_REQUIRED WORK_. Isolate every line in the data with the string "React" and copy it.

_DATASET CONTENT_.
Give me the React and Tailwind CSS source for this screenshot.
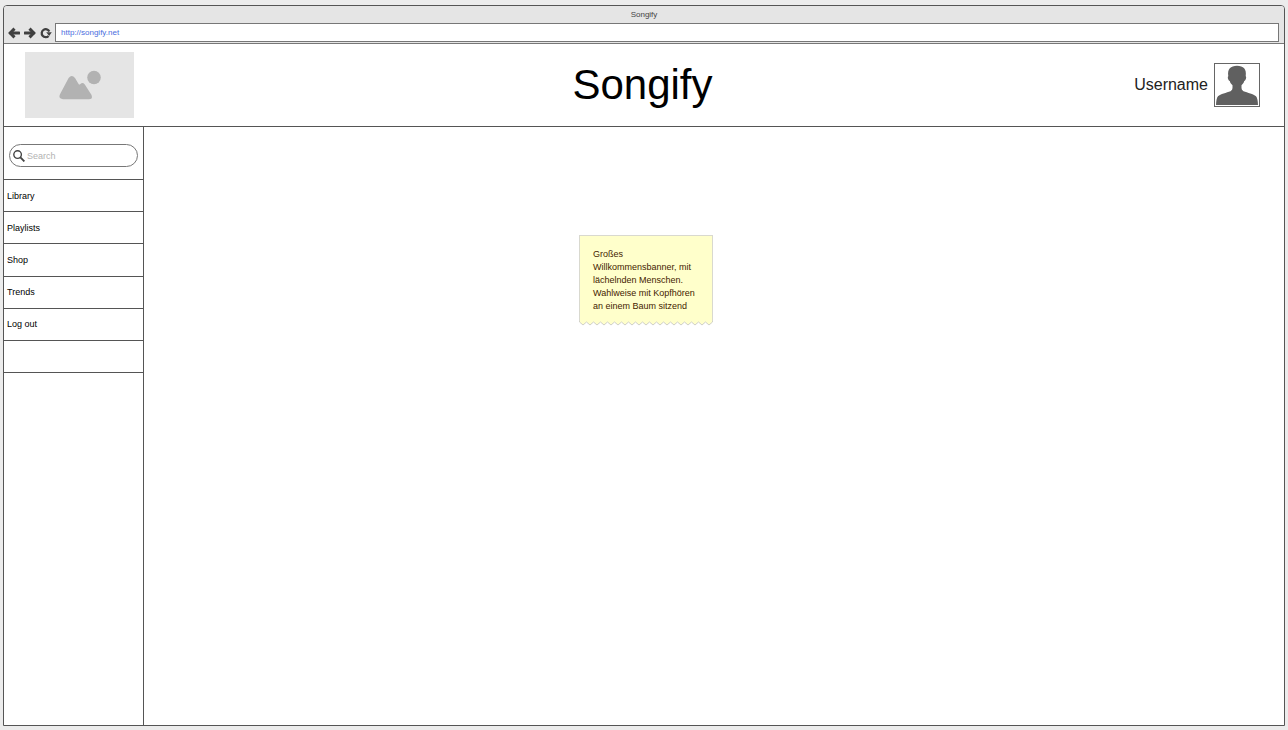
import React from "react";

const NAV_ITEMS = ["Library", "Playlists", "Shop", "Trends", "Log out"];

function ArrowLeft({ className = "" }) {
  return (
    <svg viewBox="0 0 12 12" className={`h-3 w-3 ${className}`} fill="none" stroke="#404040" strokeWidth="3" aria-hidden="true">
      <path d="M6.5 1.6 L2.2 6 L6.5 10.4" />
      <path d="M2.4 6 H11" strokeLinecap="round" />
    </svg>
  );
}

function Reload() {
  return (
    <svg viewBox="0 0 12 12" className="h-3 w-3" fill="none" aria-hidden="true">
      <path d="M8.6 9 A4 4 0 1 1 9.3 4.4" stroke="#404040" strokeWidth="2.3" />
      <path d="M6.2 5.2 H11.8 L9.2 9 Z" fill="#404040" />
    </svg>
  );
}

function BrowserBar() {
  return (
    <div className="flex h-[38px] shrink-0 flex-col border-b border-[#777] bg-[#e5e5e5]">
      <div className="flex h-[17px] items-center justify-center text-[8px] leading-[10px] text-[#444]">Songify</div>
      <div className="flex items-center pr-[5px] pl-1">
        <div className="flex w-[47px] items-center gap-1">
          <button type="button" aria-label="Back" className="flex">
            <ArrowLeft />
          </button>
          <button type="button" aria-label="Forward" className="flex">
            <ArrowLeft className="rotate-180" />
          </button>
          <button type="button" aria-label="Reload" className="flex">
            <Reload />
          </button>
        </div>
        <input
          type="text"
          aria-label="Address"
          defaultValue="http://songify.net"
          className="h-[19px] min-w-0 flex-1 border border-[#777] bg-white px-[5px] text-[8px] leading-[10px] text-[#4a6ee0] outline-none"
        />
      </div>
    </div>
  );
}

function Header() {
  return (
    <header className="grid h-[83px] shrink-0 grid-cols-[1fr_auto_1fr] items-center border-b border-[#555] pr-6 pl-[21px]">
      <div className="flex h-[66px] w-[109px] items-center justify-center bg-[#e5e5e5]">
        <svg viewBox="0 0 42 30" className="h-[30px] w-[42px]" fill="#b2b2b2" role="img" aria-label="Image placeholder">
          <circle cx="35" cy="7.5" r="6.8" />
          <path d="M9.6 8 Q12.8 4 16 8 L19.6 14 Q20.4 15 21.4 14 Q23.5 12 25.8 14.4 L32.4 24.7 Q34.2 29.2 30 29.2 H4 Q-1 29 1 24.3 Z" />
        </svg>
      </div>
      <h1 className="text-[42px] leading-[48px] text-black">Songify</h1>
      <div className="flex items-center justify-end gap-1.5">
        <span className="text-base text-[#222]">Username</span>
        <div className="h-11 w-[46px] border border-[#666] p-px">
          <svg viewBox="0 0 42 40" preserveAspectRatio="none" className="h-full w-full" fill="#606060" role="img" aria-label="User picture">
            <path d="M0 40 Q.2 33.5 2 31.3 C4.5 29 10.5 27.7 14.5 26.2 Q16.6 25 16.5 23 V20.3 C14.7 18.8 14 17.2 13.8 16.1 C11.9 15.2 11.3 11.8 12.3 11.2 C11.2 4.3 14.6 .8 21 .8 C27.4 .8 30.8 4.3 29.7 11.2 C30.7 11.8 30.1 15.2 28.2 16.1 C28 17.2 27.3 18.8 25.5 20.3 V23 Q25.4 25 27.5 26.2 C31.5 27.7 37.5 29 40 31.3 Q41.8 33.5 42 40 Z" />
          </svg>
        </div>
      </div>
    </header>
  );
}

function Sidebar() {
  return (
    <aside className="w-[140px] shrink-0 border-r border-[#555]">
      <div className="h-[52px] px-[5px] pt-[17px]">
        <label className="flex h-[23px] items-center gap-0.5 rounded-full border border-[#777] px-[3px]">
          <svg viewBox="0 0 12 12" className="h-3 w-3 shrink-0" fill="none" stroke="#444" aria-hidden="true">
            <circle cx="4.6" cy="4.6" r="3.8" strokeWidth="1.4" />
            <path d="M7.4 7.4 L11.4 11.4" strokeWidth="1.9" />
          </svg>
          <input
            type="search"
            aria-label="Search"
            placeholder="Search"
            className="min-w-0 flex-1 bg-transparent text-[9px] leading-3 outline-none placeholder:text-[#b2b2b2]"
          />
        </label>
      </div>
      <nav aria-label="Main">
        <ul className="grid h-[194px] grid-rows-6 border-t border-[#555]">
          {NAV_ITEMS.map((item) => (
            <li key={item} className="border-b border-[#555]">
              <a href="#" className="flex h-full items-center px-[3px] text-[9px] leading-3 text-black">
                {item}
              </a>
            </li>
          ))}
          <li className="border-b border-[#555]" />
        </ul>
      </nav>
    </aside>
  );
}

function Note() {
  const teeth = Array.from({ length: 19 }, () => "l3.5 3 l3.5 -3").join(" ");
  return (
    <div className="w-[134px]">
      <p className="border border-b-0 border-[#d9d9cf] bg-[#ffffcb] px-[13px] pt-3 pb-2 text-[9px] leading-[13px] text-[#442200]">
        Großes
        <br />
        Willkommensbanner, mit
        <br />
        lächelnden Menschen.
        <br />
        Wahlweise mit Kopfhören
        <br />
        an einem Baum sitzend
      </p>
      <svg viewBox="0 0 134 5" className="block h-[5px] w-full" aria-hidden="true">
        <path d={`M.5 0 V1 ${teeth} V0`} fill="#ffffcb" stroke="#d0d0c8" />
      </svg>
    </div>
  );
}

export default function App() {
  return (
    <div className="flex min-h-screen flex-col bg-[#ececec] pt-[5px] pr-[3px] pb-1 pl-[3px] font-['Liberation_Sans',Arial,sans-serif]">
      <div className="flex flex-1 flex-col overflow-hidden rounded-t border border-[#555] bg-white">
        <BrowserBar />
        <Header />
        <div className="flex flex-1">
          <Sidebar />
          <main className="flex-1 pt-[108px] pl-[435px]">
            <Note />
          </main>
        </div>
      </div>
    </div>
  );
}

_ANSWER IN FULL_.
Give me the React and Tailwind CSS source for this screenshot.
import React from "react";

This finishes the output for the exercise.